> [Requirement]: Reproduce nothing but the lines from the start of the material through the line that includes "const indent = ['pl-[6px]', 'pl-[40px]', 'pl-[74px]']", both ends included, and omit every picture.

> [Source data]:

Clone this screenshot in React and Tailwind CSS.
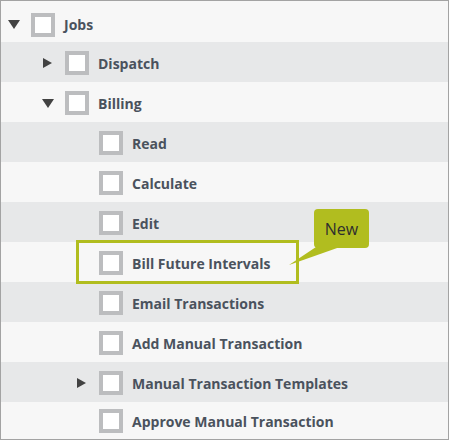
const rows = [
  { label: 'Jobs', level: 0, toggle: 'down' },
  { label: 'Dispatch', level: 1, toggle: 'right' },
  { label: 'Billing', level: 1, toggle: 'down' },
  { label: 'Read', level: 2 },
  { label: 'Calculate', level: 2 },
  { label: 'Edit', level: 2 },
  { label: 'Bill Future Intervals', level: 2 },
  { label: 'Email Transactions', level: 2 },
  { label: 'Add Manual Transaction', level: 2 },
  { label: 'Manual Transaction Templates', level: 2, toggle: 'right' },
  { label: 'Approve Manual Transaction', level: 2 },
]

const indent = ['pl-[6px]', 'pl-[40px]', 'pl-[74px]']

function Toggle({ dir }) {
  if (dir === 'down') {
    return (
      <svg width="12" height="9" viewBox="0 0 12 9" className="ml-[1px]">
        <polygon points="0,0 12,0 6,9" fill="#424242" />
      </svg>
    )
  }
  if (dir === 'right') {
    return (
      <svg width="9" height="10" viewBox="0 0 9 10" className="ml-[2px]">
        <polygon points="0,0 9,5 0,10" fill="#424242" />
      </svg>
    )
  }
  return null
}

export default function App() {
  return (
    <div className="relative w-[449px] h-[440px] border border-[#a3a3a3] bg-[#f7f7f7] flex flex-col overflow-hidden font-['Open_Sans',sans-serif]">
      {rows.map((row, i) => (
        <div
          key={row.label}
          className={`flex items-center ${indent[row.level]} ${
            i === 0 ? 'h-[41px] pt-[6px]' : i === rows.length - 1 ? 'flex-1 pt-[1px]' : 'h-10 pt-[2px]'
          } ${i % 2 === 1 ? 'bg-[#e7e8e9]' : 'bg-[#f7f7f7]'}`}
        >
          <div className="w-6 flex items-center">
            <Toggle dir={row.toggle} />
          </div>
          <div className="w-6 h-6 border-4 border-[#bcbdbf] bg-white" />
          <span className="ml-[9px] text-[14px] font-bold text-[#4a525d]">{row.label}</span>
        </div>
      ))}

      {/* highlight for the new permission */}
      <div className="absolute left-[75px] top-[239px] w-[223px] h-[44px] border-[3px] border-[#b1bd1f]" />

      {/* callout */}
      <svg className="absolute left-[287px] top-[244px]" width="54" height="22" viewBox="0 0 54 22">
        <polygon points="1,20 28,2 52,2" fill="#b1bd1f" />
      </svg>
      <div className="absolute left-[313px] top-[208px] w-[55px] h-[39px] rounded-[4px] bg-[#b1bd1f] flex items-center justify-center text-[16px] text-[#2e2e2e]">
        New
      </div>
    </div>
  )
}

> [Task output]:
Clone this screenshot in React and Tailwind CSS.
const rows = [
  { label: 'Jobs', level: 0, toggle: 'down' },
  { label: 'Dispatch', level: 1, toggle: 'right' },
  { label: 'Billing', level: 1, toggle: 'down' },
  { label: 'Read', level: 2 },
  { label: 'Calculate', level: 2 },
  { label: 'Edit', level: 2 },
  { label: 'Bill Future Intervals', level: 2 },
  { label: 'Email Transactions', level: 2 },
  { label: 'Add Manual Transaction', level: 2 },
  { label: 'Manual Transaction Templates', level: 2, toggle: 'right' },
  { label: 'Approve Manual Transaction', level: 2 },
]

const indent = ['pl-[6px]', 'pl-[40px]', 'pl-[74px]']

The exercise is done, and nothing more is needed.